Miejscowy i zacny Koszałek Opałek (ten od sprawdzenia czy wiosna już przyszła), który od czasu jakiegoś gąski UKOCHANEGO PANA PREZYDENTA NS Z SZACUNKIEM ZAWSZE historycznie i naukowo opisuje, puścił w obce ręce podupadły Związek Sądeczan. Przez kilka lat był jego prezesem, ale nie on za upadek odpowiada – to pokolenie. Trzeba go było wymienić (pokolenie) co się, z sympatycznym niewątpliwie (pucio, pucio) Koszałkiem (teraz już na nowym pokładzie) udało. Pogratulować. Co z tego wyniknie? Nie wiadomo. Dowództwo przejęli ci, co z Ratusza niedawno odejść musieli, a podobno(?) nie chcieli. W minionych wyborach nie dostali się z list słusznie nam dzisiaj rządzących chociaż podobno(?) chcieli. Tandem „P i M” przejął Związek, z planami i nowym pokoleniem. Wychodzi na to, że kruk krukowi oka nie wykruka chociaż, z innych, ale wzajemnie się wspierających pozycji. Nowa trawka na wiosnę wyrośnie, chociaż trawnik stary.
Wiosną powiało też na torach. Sądecki „warsztacik kolejowy” (z szacunkiem zawsze) wypuścił na próbne jazdy „Impuls” z jakimś tam numerem w tytule. Nad morze nasze on się udał i próbnie po Trójmieście nocą zasuwa. Finalnie, od wakacji, ma wozić miejscowych, wczasowiczów, turystów i zwyczajnych ludzi od Gdańska do Gdyni, albo jeszcze dalej (Wrzesz, Oliwa, Sopot też w zasięgu). Szybka Kolej Miejska (ta od Bałtyku) zamówiła i ma – na razie pierwszą partię, ale pojawią się następne. Szykuje nam się piękny sojusz NS, Gdańska i Gdyni tym bardziej, że drzwi zestawów Impuls są w kolorze czerwonym (w całości kolorystyka szara). Górą nasi, bo tu są Beskidy!
Wiosną powiało też w żurnalistyce. Lokalna gazetka w budowlance zaczęła „robić”, co wyrażając szacunek, zauważyłem. Sympatyczny, ze wszystkich stron, jej najważniejszy przedstawiciel reklamował targi budowlane w NS. Dzięki temu sukces był zapewniony. Zaskoczył – tym razem reklamował w pojedynkę – bez roweru. Zastąpił go uśmiechem. Patronem strategicznym całego wydarzenia był miejscowy „warsztacik okien na dachu”. Tylko przez przypadek (podobno i chyba) wspomaga on także lokalną gazetkę zdobywając dozgonną wdzięczność czytającej (za darmo) publiczności. W ten sposób powiało wiosenną niezależnością – w budowlance… oczywiście.

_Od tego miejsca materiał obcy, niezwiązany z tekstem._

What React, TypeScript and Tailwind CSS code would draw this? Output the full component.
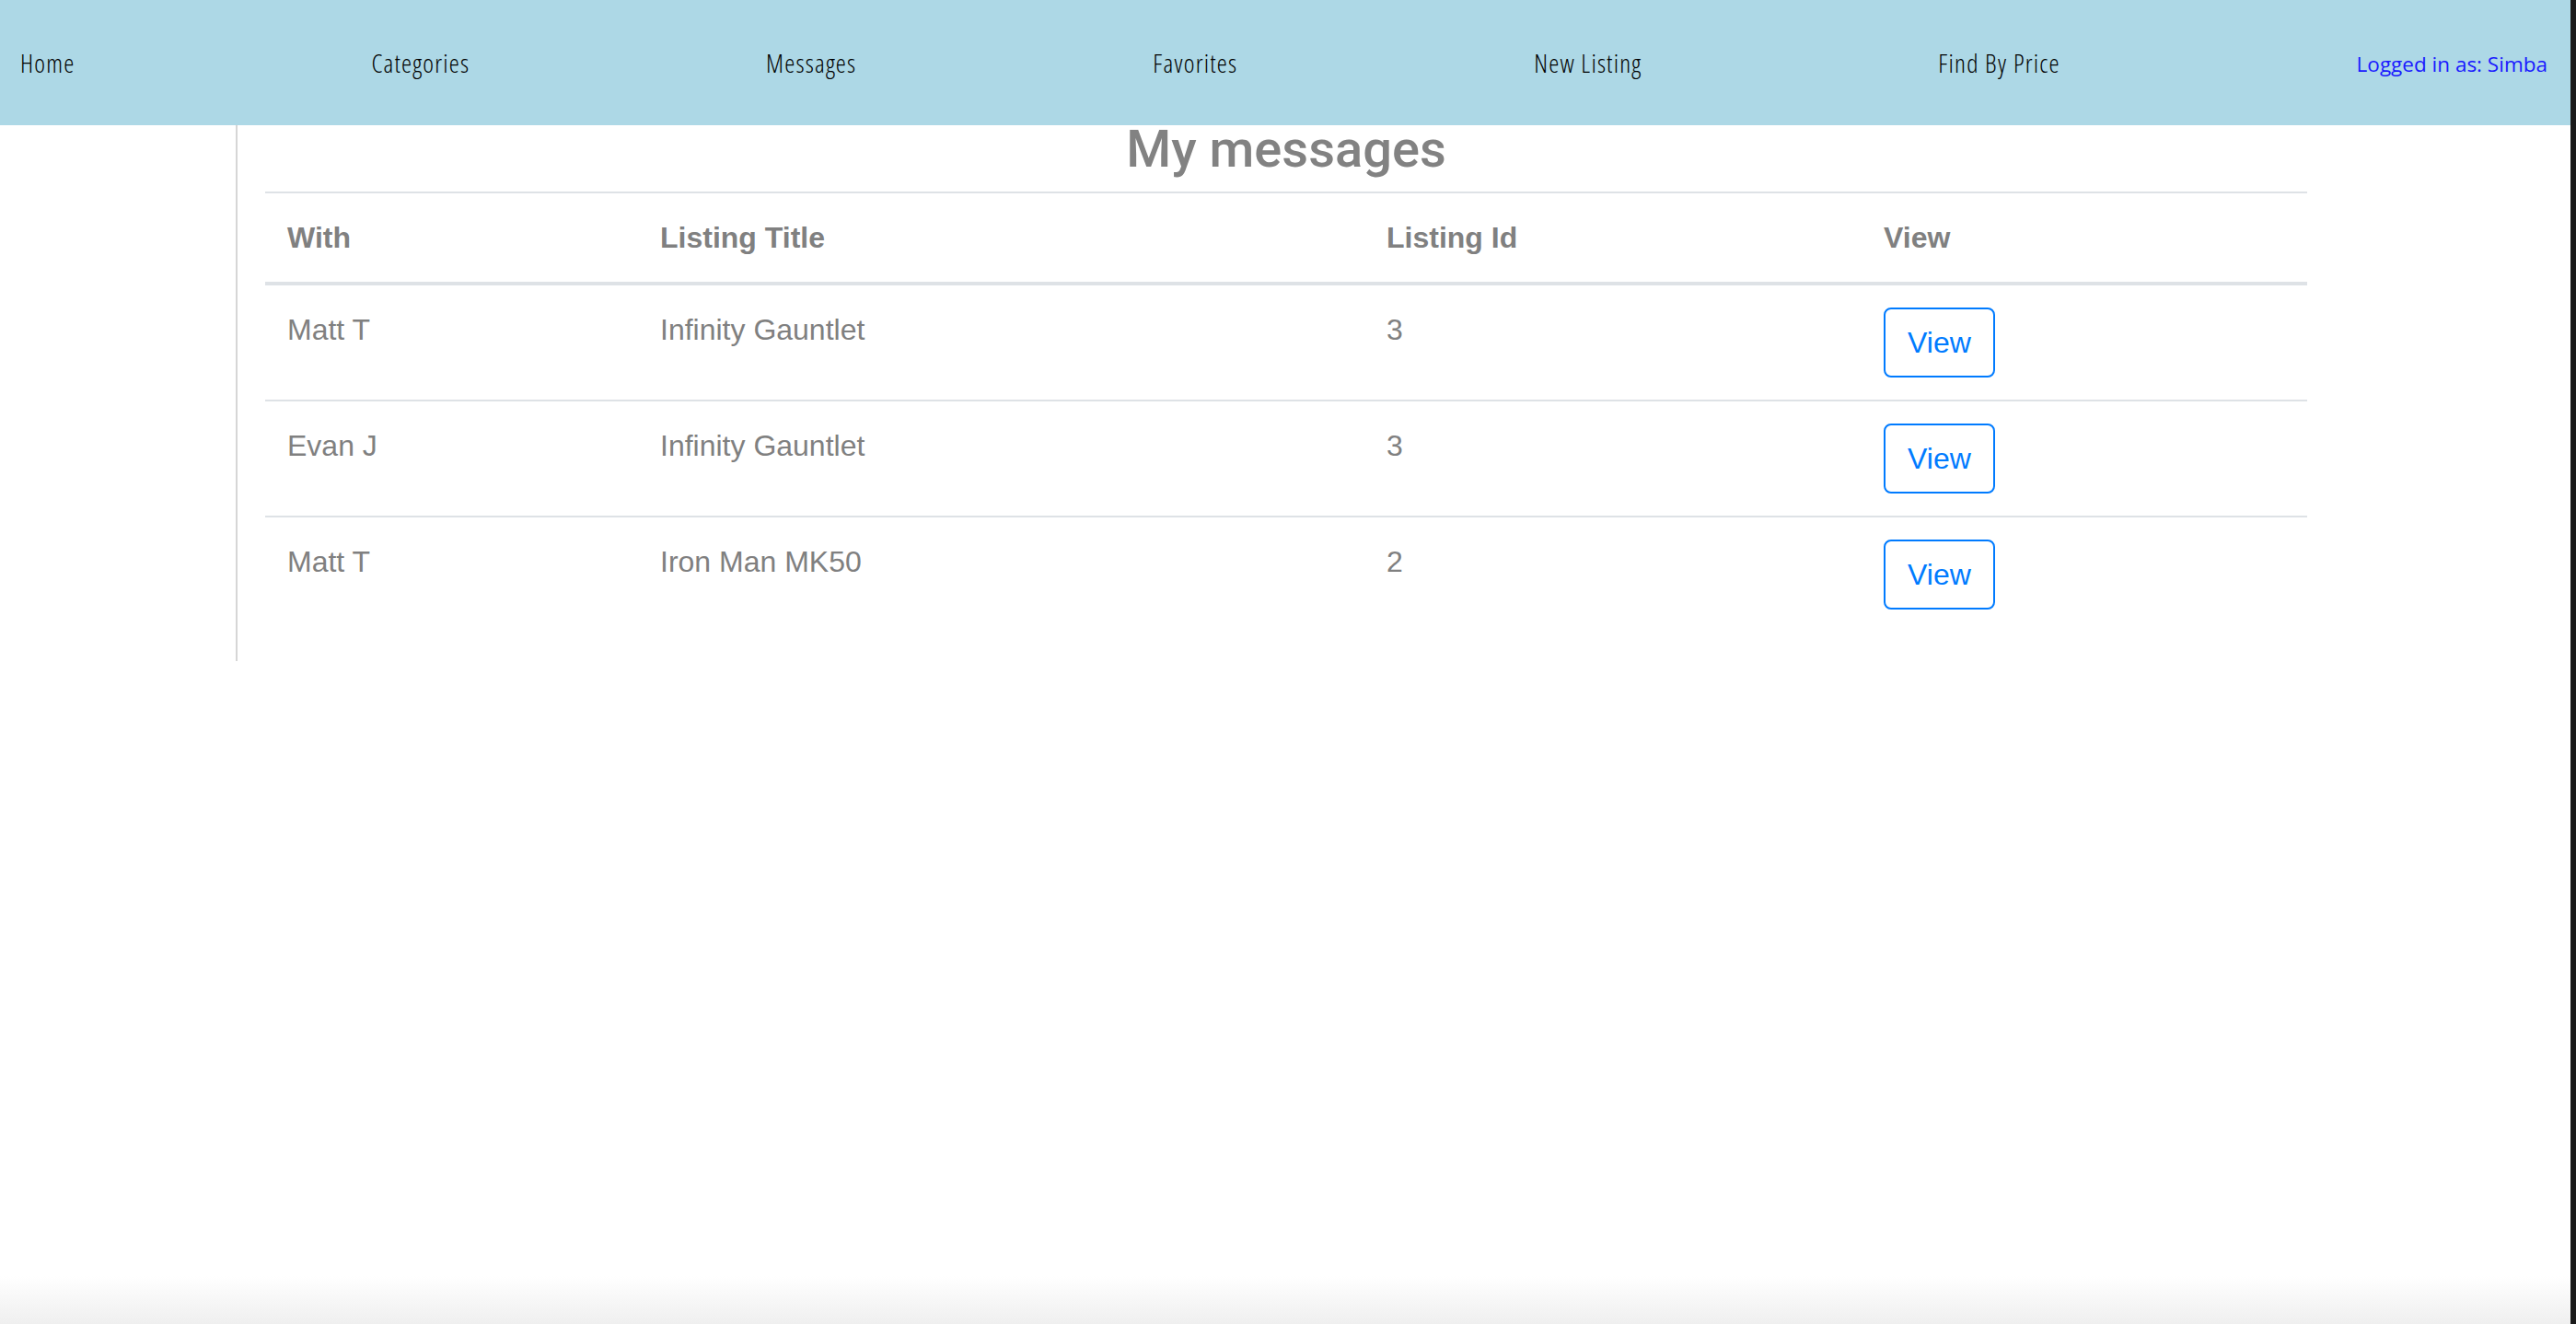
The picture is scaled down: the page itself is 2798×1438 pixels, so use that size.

A na świecie się dzieje. Europa wydała ryk lwa salonowego w sprawie Ameryki. Za wodą górale nasi źle zagłosowali, przez co ludność tu zamieszkająca ma być pożarta przez glonojada (przez wodę i Królewiec on sąsiaduje). Ogólnie liczymy, że Portugalia czołgami nas wspomoże, Francja telekomunikacją i telefonami. Kiedyś takie coś od nas kupili, prawie za darmo – to mają. Dobrzy Niemcy rozsądnym słowem i nielegalnymi emigrantami prowincję umocnią i jakoś to będzie. Obronimy się – nie ma co narzekać. W lecie wszelkie zło ustanie, bo wakacje. Będziecie państwo (pan i pani) zadowoleni – jak w wietnamskiej restauracji.
Kiedyś mówiło się: byle do wiosny. Miało to znaczyć, że będzie lepiej. Astronomia wiosnę przysłała i co? Możliwe, że sens tego powiedzenia zawarty jest w słowie „byle”. Podobno życzenie „dobrej nocy” wyszło z mody odkąd można zasypiać przy dźwiękach jednej stacji telewizyjnej, a obudzić w prokuraturze. Która to stacja nie powiem – we własnym łóżku chcę się obudzić… a może lepiej na sianie? Idzie ku lepszemu – wiosna panowie i panie! Do poczytania za tydzień.